The last one matters more than it sounds. A seed by itself isn't enough once a test has run names, tags, retry limits, queue capacities, replica counts, and fault probabilities. Marionette records that context before scenario code even starts:

event=1 run.name value=replicated-register-smoke
event=2 run.tag value=scenario:smoke
event=3 run.attribute key=replicas value=uint:3
event=4 run.attribute key=packet_loss_percent value=uint:20

Not glamorous, but exactly the kind of thing I want in place before the simulator grows deeper fault profiles. A failure report should not make you reverse-engineer what the seed expanded into.

What isn't built yet

Marionette doesn't simulate disk. It doesn't simulate a network. There's no scheduler, no shrinking, no time-travel debugging, no liveness checking.

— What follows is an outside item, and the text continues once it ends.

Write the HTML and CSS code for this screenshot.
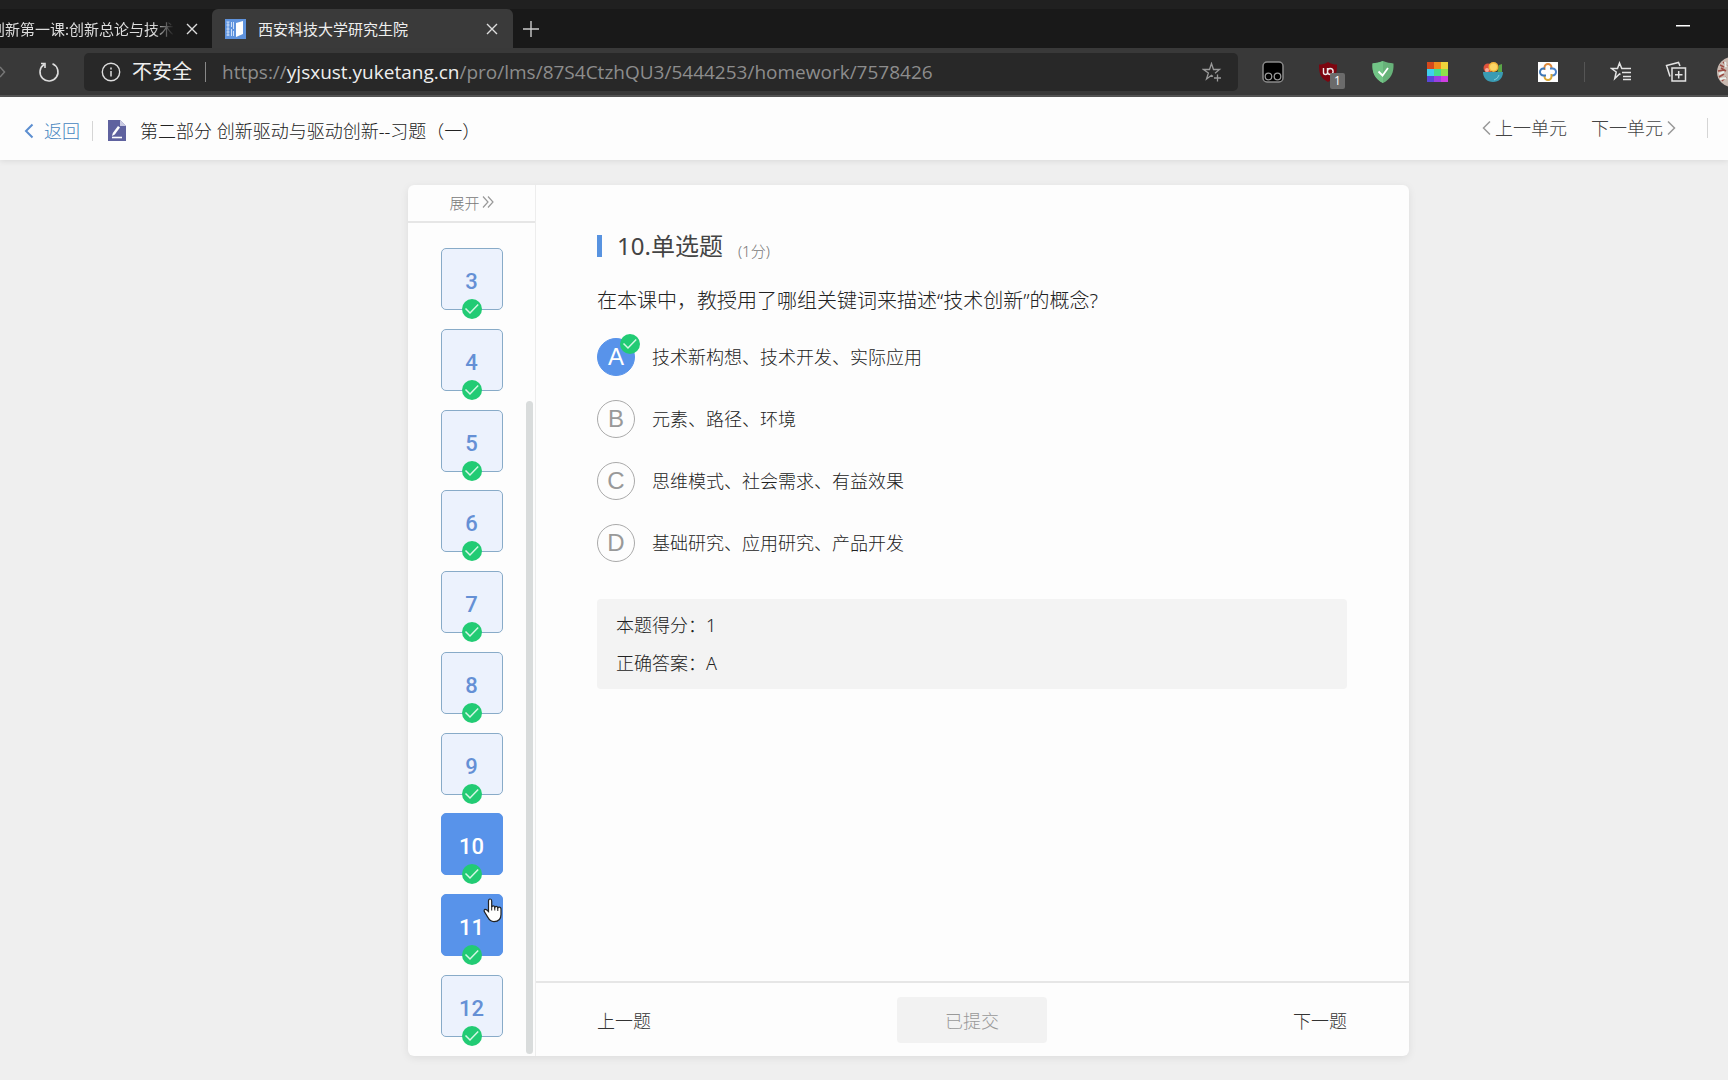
FILE: index.html
```html
<!DOCTYPE html>
<html lang="zh-CN">
<head>
<meta charset="utf-8">
<title>西安科技大学研究生院</title>
<link rel="stylesheet" href="styles.css">
</head>
<body>
<svg width="0" height="0" class="sprite" aria-hidden="true">
  <symbol id="check" viewBox="0 0 20 20"><circle cx="10" cy="10" r="10" fill="#22cb74"/><path d="M3.5 9.5 8 14 16.200 5.500" fill="none" stroke="#d6f7e5" stroke-width="1.500"/></symbol>
  <symbol id="close" viewBox="0 0 12 12"><path d="M1 1l10 10M11 1L1 11" stroke="#ddd" stroke-width="1.400"/></symbol>
</svg>

<div class="tabs">
  <div class="tab tab-first">
    <span class="tab-title faded">创新第一课:创新总论与技术</span>
    <button class="icon-btn" aria-label="关闭"><svg width="12" height="12"><use href="#close"/></svg></button>
  </div>
  <div class="tab tab-active">
    <svg width="21" height="20" viewBox="0 0 21 20"><path fill="#5f93dd" d="M0 0h21v20H0z"/><path fill="#fff" d="M11 4 18 2v13l-7 3z"/><path d="M1.500 3h3M1.500 6h3M1.500 10h3M1.500 13h3M1.500 16h3M6.500 3v5M8.500 3v7M6.500 10v7M8.500 12v5M3 3v14" stroke="#cfe0f8"/></svg>
    <span class="tab-title">西安科技大学研究生院</span>
    <button class="icon-btn" aria-label="关闭"><svg width="12" height="12"><use href="#close"/></svg></button>
  </div>
  <button class="icon-btn new-tab" aria-label="新标签页"><svg width="18" height="18" viewBox="0 0 18 18"><path d="M9 1v16M1 9h16" stroke="#ccc" stroke-width="1.400"/></svg></button>
  <button class="icon-btn minimise" aria-label="最小化"><svg width="14" height="2"><path fill="#fff" d="M0 0h14v1.500H0z"/></svg></button>
</div>

<div class="toolbar">
  <button class="icon-btn forward" aria-label="前进"><svg width="6" height="14" viewBox="0 0 6 14"><path d="M0 2l4.500 5L0 12" fill="none" stroke="#777" stroke-width="1.500"/></svg></button>
  <button class="icon-btn reload" aria-label="刷新"><svg width="22" height="22" viewBox="0 0 22 22"><path d="M14.500 2.700A9 9 0 1 1 6 3.500M3 2.500h4v4.500" fill="none" stroke="#ddd" stroke-width="1.600"/></svg></button>
  <div class="address">
    <svg width="20" height="20" viewBox="0 0 20 20"><circle cx="10" cy="10" r="8.700" fill="none" stroke="#ddd" stroke-width="1.400"/><path d="M10 9v5.500M10 5.500v2" stroke="#ddd" stroke-width="1.500"/></svg>
    <span class="insecure">不安全</span>
    <span class="bar"></span>
    <span class="url">https://<b>yjsxust.yuketang.cn</b>/pro/lms/87S4CtzhQU3/5444253/homework/7578426</span>
    <button class="icon-btn" aria-label="收藏"><svg width="21" height="21" viewBox="0 0 21 21"><path d="M11 14.500l-1.500-1.200-5 3.700 1.900-6L1.500 7.500h6L9.500 1.500l2 6h6l-4.500 3.700M15.500 12.500v7M12 16h7" fill="none" stroke="#999" stroke-width="1.300"/></svg></button>
  </div>
  <div class="extensions">
    <button class="icon-btn" aria-label="Tampermonkey"><svg width="22" height="22" viewBox="0 0 22 22"><rect x="1" y="1" width="20" height="20" rx="4" fill="#000" stroke="#8b8b8b" stroke-width="1.500"/><circle cx="6.500" cy="15.500" r="3.300" fill="none" stroke="#999" stroke-width="1.300"/><circle cx="15.500" cy="15.500" r="3.300" fill="none" stroke="#999" stroke-width="1.300"/></svg></button>
    <button class="icon-btn badged" aria-label="uBlock Origin"><svg width="20" height="20" viewBox="0 0 20 20"><path d="M10 0c3 2 6 2.500 9 2.500 0 9-1 13-9 17.500C2 15.500 1 11.500 1 2.500 4 2.500 7 2 10 0z" fill="#7d0610"/><path d="M5.500 6v4.500q0 2 2 2t2-2V6M9.500 9.500q0-3 2.800-3t2.800 3-2.800 3-2.800-3" fill="none" stroke="#eee" stroke-width="1.400"/></svg><span class="badge">1</span></button>
    <button class="icon-btn" aria-label="AdGuard"><svg width="22" height="22" viewBox="0 0 22 22"><path d="M11 0c4 1.500 7 2 10.500 2.500C22 12 19 18 11 22 3 18 0 12 .500 2.500 4 2 7 1.500 11 0z" fill="#67b279"/><path d="M11 0v22C3 18 0 12 .500 2.500 4 2 7 1.500 11 0z" fill="#72c486"/><path d="M6.500 10.500l4 4 5.500-7.500" fill="none" stroke="#fff" stroke-width="1.800"/></svg></button>
    <button class="icon-btn" aria-label="调色板"><svg width="22" height="22" viewBox="0 0 22 22"><path fill="#d6491c" d="M0 1h7v7H0z"/><path fill="#f08a1d" d="M7 1h7v7H7z"/><path fill="#eed43b" d="M14 1h7v7h-7z"/><path fill="#3fd0ee" d="M0 8h7v7H0z"/><path fill="#44dd8c" d="M7 8h7v7H7z"/><path fill="#8fe04a" d="M14 8h7v7h-7z"/><path fill="#5a46d8" d="M0 15h7v6H0z"/><path fill="#9a3fe0" d="M7 15h7v6H7z"/><path fill="#cf3fe0" d="M14 15h7v6h-7z"/></svg></button>
    <button class="icon-btn" aria-label="沙拉查词"><svg width="22" height="22" viewBox="0 0 22 22"><circle cx="6" cy="7" r="4.500" fill="#e0523c"/><path d="M17 4l3-1v10h-5z" fill="#5aa647"/><circle cx="11.500" cy="6" r="5" fill="#f4b63c"/><circle cx="11.500" cy="6" r="3.500" fill="#fbd565"/><circle cx="5" cy="9" r="2" fill="#f6ab9b"/><path d="M1 11h20c0 6-4 10-10 10S1 17 1 11z" fill="#3a9bb3"/><path d="M17 14q-1 4-5 5" stroke="#82cfdc" fill="none"/></svg></button>
    <button class="icon-btn" aria-label="扩展"><svg width="22" height="22" viewBox="0 0 22 22"><path fill="#fff" d="M1 1h20v20H1z"/><g fill="none" stroke-width="2"><path d="M7.500 9V6.500a3.500 3.500 0 0 1 7 0V8" stroke="#e08a3c"/><path d="M13 7.500h2.500a3.500 3.500 0 0 1 0 7H14" stroke="#4b83c9"/><path d="M14.500 13v2.500a3.500 3.500 0 0 1-7 0V14" stroke="#d9a735"/><path d="M9 14.500H6.500a3.500 3.500 0 0 1 0-7H8" stroke="#3f78b8"/></g></svg></button>
    <span class="bar"></span>
    <button class="icon-btn" aria-label="收藏夹"><svg width="22" height="22" viewBox="0 0 22 22"><path d="M10.500 13.500 9.500 13 4.800 17.500l1.400-6.500L1.500 7.500h6L9.500 2l2.300 5.500H21M12 11.500h9M13 15.500h8M13 18.500h8" fill="none" stroke="#e3e3e3" stroke-width="1.500"/></svg></button>
    <button class="icon-btn" aria-label="集锦"><svg width="22" height="22" viewBox="0 0 22 22"><path d="M7 7h13.500v13H7zM13.700 10v7.500M10 13.700h7.500M5 15.500 1.500 4.500l12-3L15 5" fill="none" stroke="#e3e3e3" stroke-width="1.500"/></svg></button>
    <button class="icon-btn avatar" aria-label="个人资料"><svg width="30" height="30" viewBox="0 0 30 30"><circle cx="15" cy="15" r="15" fill="#c9b9b0"/><path d="M3 8l4 2M1 14l6-1M2 20l5-3M5 24l4-4M6 5l4 4M4 11l5 3" stroke="#9c4d45" stroke-width="1.500"/><path d="M2 17l5-2M8 5l1 5M3 22l6-1" stroke="#e8f0ec" stroke-width="2"/></svg></button>
  </div>
</div>

<header class="page-header">
  <a class="back" href="#"><svg width="10" height="16" viewBox="0 0 10 16"><path d="M8.500 1.500 2 8l6.500 6.500" fill="none" stroke="#5c8ed0" stroke-width="2"/></svg>返回</a>
  <span class="bar"></span>
  <svg class="doc" width="18" height="21" viewBox="0 0 18 21"><path d="M0 0h12l6 6v15H0z" fill="#5f629f"/><path d="M12 0v6h6z" fill="#c9cae2"/><path d="M4 17.500h10" stroke="#fff" stroke-width="1.600"/><path d="M4 16l.8-3L10 6l2 1.500-5.200 7z" fill="#fff"/></svg>
  <h1>第二部分 创新驱动与驱动创新--习题（一）</h1>
  <nav class="units">
    <a href="#"><svg width="9" height="16" viewBox="0 0 9 16"><path d="M8 1.500 1.500 8 8 14.500" fill="none" stroke="#999" stroke-width="1.500"/></svg>上一单元</a>
    <a href="#">下一单元<svg width="9" height="16" viewBox="0 0 9 16"><path d="M1 1.500 7.500 8 1 14.500" fill="none" stroke="#999" stroke-width="1.500"/></svg></a>
    <span class="bar"></span>
  </nav>
</header>

<main>
  <div class="card">
    <aside>
      <button class="expand">展开<svg width="12" height="14" viewBox="0 0 12 14"><path d="M1 1.500 6 7l-5 5.500M6 1.500 11 7l-5 5.500" fill="none" stroke="#999" stroke-width="1.200"/></svg></button>
      <div class="questions">
        <button class="number">3<svg class="tick"><use href="#check"/></svg></button>
        <button class="number">4<svg class="tick"><use href="#check"/></svg></button>
        <button class="number">5<svg class="tick"><use href="#check"/></svg></button>
        <button class="number">6<svg class="tick"><use href="#check"/></svg></button>
        <button class="number">7<svg class="tick"><use href="#check"/></svg></button>
        <button class="number">8<svg class="tick"><use href="#check"/></svg></button>
        <button class="number">9<svg class="tick"><use href="#check"/></svg></button>
        <button class="number active">10<svg class="tick"><use href="#check"/></svg></button>
        <button class="number active">11<svg class="tick"><use href="#check"/></svg>
          <svg class="pointer" width="19" height="25" viewBox="0 0 19 25"><path d="M5.500 13.500V3q0-2 1.600-2t1.600 2v6q.4-1.200 1.600-1.200t1.500 1.500q.4-1 1.500-1t1.500 1.600q.3-.8 1.500-.8 1.700 0 1.700 2v5.500q0 7-7 7-4 0-6-4l-3.700-6q-.6-1.800.7-2.200 1.500-.2 3.500 2.100z" fill="#fff" stroke="#222" stroke-width="1.200"/><path d="M8.700 8.500v4M11.800 9v3.500M14.800 10v3" stroke="#222"/></svg></button>
        <button class="number">12<svg class="tick"><use href="#check"/></svg></button>
        <span class="thumb"></span>
      </div>
    </aside>
    <section class="content">
      <form class="question">
        <h2><span>10.单选题</span><small>(1分)</small></h2>
        <p class="prompt">在本课中，教授用了哪组关键词来描述“技术创新”的概念?</p>
        <div class="options">
          <label class="option"><span class="mark"><input type="radio" name="answer" checked><span class="letter">A</span><svg class="tick"><use href="#check"/></svg></span>技术新构想、技术开发、实际应用</label>
          <label class="option"><span class="mark"><input type="radio" name="answer"><span class="letter">B</span></span>元素、路径、环境</label>
          <label class="option"><span class="mark"><input type="radio" name="answer"><span class="letter">C</span></span>思维模式、社会需求、有益效果</label>
          <label class="option"><span class="mark"><input type="radio" name="answer"><span class="letter">D</span></span>基础研究、应用研究、产品开发</label>
        </div>
        <div class="result">
          <p>本题得分：1</p>
          <p>正确答案：A</p>
        </div>
      </form>
      <footer>
        <button class="step">上一题</button>
        <button class="submitted" disabled>已提交</button>
        <button class="step">下一题</button>
      </footer>
    </section>
  </div>
</main>
</body>
</html>
```
FILE: styles.css
```css
* { box-sizing: border-box; }

body {
  margin: 0;
  min-height: 100vh;
  display: flex;
  flex-direction: column;
  overflow-x: hidden;
  background: #efefef;
  color: #222;
  font-family: "Noto Sans", "Noto Sans CJK SC", sans-serif;
  font-size: 18px;
  font-weight: 300;
}

h1, h2, p { margin: 0; font-weight: inherit; }
svg { display: block; flex: none; }
a { color: inherit; text-decoration: none; }
button { padding: 0; border: 0; background: none; color: inherit; font: inherit; }
.sprite { position: absolute; }

.icon-btn { display: flex; flex: none; align-items: center; justify-content: center; }
.bar { flex: none; width: 1px; height: 20px; background: #d5d5d5; }

/* Browser tabs */
.tabs {
  display: flex;
  height: 48px;
  border-top: 9px solid #202020;
  background: #191919;
  color: #eee;
  font-size: 15px;
  font-weight: 400;
}
.tab { display: flex; align-items: center; justify-content: space-between; line-height: 20px; }
.tab-title { white-space: nowrap; }
.tab-first { width: 212px; padding-right: 14px; }
.faded {
  display: flex;
  justify-content: flex-end;
  width: 174px;
  overflow: hidden;
  color: #ddd;
  mask-image: linear-gradient(90deg, #000 88%, transparent);
}
.tab-active {
  width: 301px;
  gap: 12px;
  padding: 0 15px 0 13px;
  border-radius: 6px 6px 0 0;
  background: #3a3a3a;
}
.tab-active .tab-title { flex: 1; }
.new-tab { margin-left: 9px; }
.minimise { margin: 16px 38px auto auto; }

/* Address row */
.toolbar {
  display: flex;
  align-items: center;
  height: 49px;
  padding-top: 1px;
  border-bottom: 2px solid #555;
  background: #393939;
}
.forward { width: 6px; }
.reload { margin: 0 24px 0 32px; }
.address {
  display: flex;
  flex: 1;
  align-items: center;
  height: 38px;
  padding: 0 15px 0 17px;
  border-radius: 5px;
  background: #282828;
  color: #eee;
  font-size: 20px;
  line-height: 28px;
}
.insecure { margin: 0 13px 0 11px; font-weight: 400; }
.address .bar { background: #888; }
.url {
  flex: 1;
  margin-left: 16px;
  color: #8d8d8d;
  font-family: "Open Sans", sans-serif;
  font-size: 19px;
  font-weight: 400;
}
.url b { color: #eee; font-weight: 400; }
.extensions { display: flex; align-items: center; gap: 33px; padding-left: 24px; margin-right: -19px; }
.extensions .bar { margin: 0 -8px; background: #555; }
.badged { position: relative; width: 22px; }
.badge {
  position: absolute;
  left: 13px;
  top: 11px;
  width: 15px;
  height: 16px;
  border-radius: 2px;
  background: #6b6b6b;
  color: #fff;
  font: 400 12px/16px "Open Sans", sans-serif;
}
.avatar { margin-left: -3px; }

/* Page header */
.page-header {
  display: flex;
  align-items: center;
  height: 63px;
  padding: 4px 20px 0 24px;
  background: #fdfdfd;
  box-shadow: 0 1px 6px #00000018;
  line-height: 26px;
}
.back { display: flex; align-items: center; gap: 10px; margin-right: 12px; color: #4585c0; }
.doc { margin: 0 14px 0 15px; }
.page-header h1 { flex: 1; font-size: 18px; }
.units { display: flex; align-items: center; gap: 24px; padding-bottom: 5px; color: #444; }
.units a { display: flex; align-items: center; gap: 4px; }
.units .bar { margin-left: 7px; }

/* Exercise card */
main { display: flex; flex: 1; padding: 25px 319px 24px 408px; }
.card {
  display: flex;
  flex: 1;
  border-radius: 6px;
  background: #fdfdfd;
  box-shadow: 0 2px 8px #00000014;
}
aside {
  display: flex;
  flex: none;
  flex-direction: column;
  width: 128px;
  border-right: 1px solid #ededed;
}
.expand {
  display: flex;
  align-items: center;
  justify-content: center;
  gap: 2px;
  height: 38px;
  padding-bottom: 2px;
  border-bottom: 2px solid #e6e6e6;
  color: #777;
  font-size: 15px;
}
.questions {
  position: relative;
  display: flex;
  flex: 1;
  flex-direction: column;
  align-items: center;
  justify-content: space-between;
  padding: 25px 0 19px;
}
.number {
  position: relative;
  width: 62px;
  height: 62px;
  padding-top: 6px;
  border: 1px solid #88abc8;
  border-radius: 5px;
  background: #ecf2fd;
  color: #6590d5;
  font: 500 22px/30px Roboto, sans-serif;
}
.number.active { border-color: #5893e8; background: #5893ea; color: #fff; }
.tick { position: absolute; width: 20px; height: 20px; }
.number .tick { left: 20px; bottom: -10px; }
.pointer { position: absolute; left: 41px; top: 3px; }
.thumb {
  position: absolute;
  right: 2px;
  top: 178px;
  bottom: 2px;
  width: 7px;
  border-radius: 4px;
  background: #d9dcdc;
}

.content { display: flex; flex: 1; flex-direction: column; }
.question { flex: 1; padding: 44px 62px 0 61px; }
h2 { display: flex; align-items: baseline; gap: 15px; font-size: 24px; line-height: 34px; }
h2 span { display: flex; align-items: center; font-weight: 400; color: #444; }
h2 span::before { content: ""; width: 5px; height: 22px; margin-right: 15px; background: #5893e0; }
h2 small { color: #777; font-size: 15px; }
.prompt { margin-top: 18px; font-size: 20px; line-height: 30px; }
.options { display: flex; flex-direction: column; gap: 24px; margin-top: 22px; }
.option { display: flex; align-items: center; gap: 17px; line-height: 26px; }
.mark { position: relative; display: grid; width: 38px; height: 38px; place-items: center; }
.mark > input, .mark > .letter { grid-area: 1 / 1; }
.mark input {
  width: 38px;
  height: 38px;
  margin: 0;
  border: 1px solid #aaa;
  border-radius: 50%;
  appearance: none;
}
.mark input:checked { border-color: #5893ea; background: #5893ea; }
.letter { color: #999; font: 400 24px/30px "Liberation Sans", sans-serif; }
.mark input:checked + .letter { color: #fff; }
.mark .tick { top: -4px; right: -5px; }
.result {
  margin-top: 37px;
  padding: 7px 19px;
  border-radius: 4px;
  background: #f3f3f3;
  line-height: 38px;
}

footer {
  display: flex;
  align-items: center;
  justify-content: space-between;
  height: 75px;
  padding: 0 62px 0 61px;
  border-top: 2px solid #e6e6e6;
  color: #333;
}
.submitted { width: 150px; height: 46px; border-radius: 4px; background: #f2f2f2; color: #999; }
```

Those are the reasons to build the project. They aren't reasons to rush past the boring replay loop. The boring loop is the contract everything else will lean on, and I'd rather have a small simulator that's honest than a large one that occasionally lies.

The bet

The bet is that Zig projects can be structured around explicit effect boundaries without becoming unpleasant to write. If that's true, deterministic simulation testing doesn't have to be a custom harness that every serious systems project rebuilds from scratch. It can be a library.

Not a runtime trick, not a syscall trap. A library with sharp edges on purpose: pass in the authorities, keep host nondeterminism out of simulated code, make simulator decisions visible, and treat trace mismatch as a bug.

That's what Phase 0 is trying to prove. When a run fails, it should come back with the same seed, the same trace, and enough context to debug it.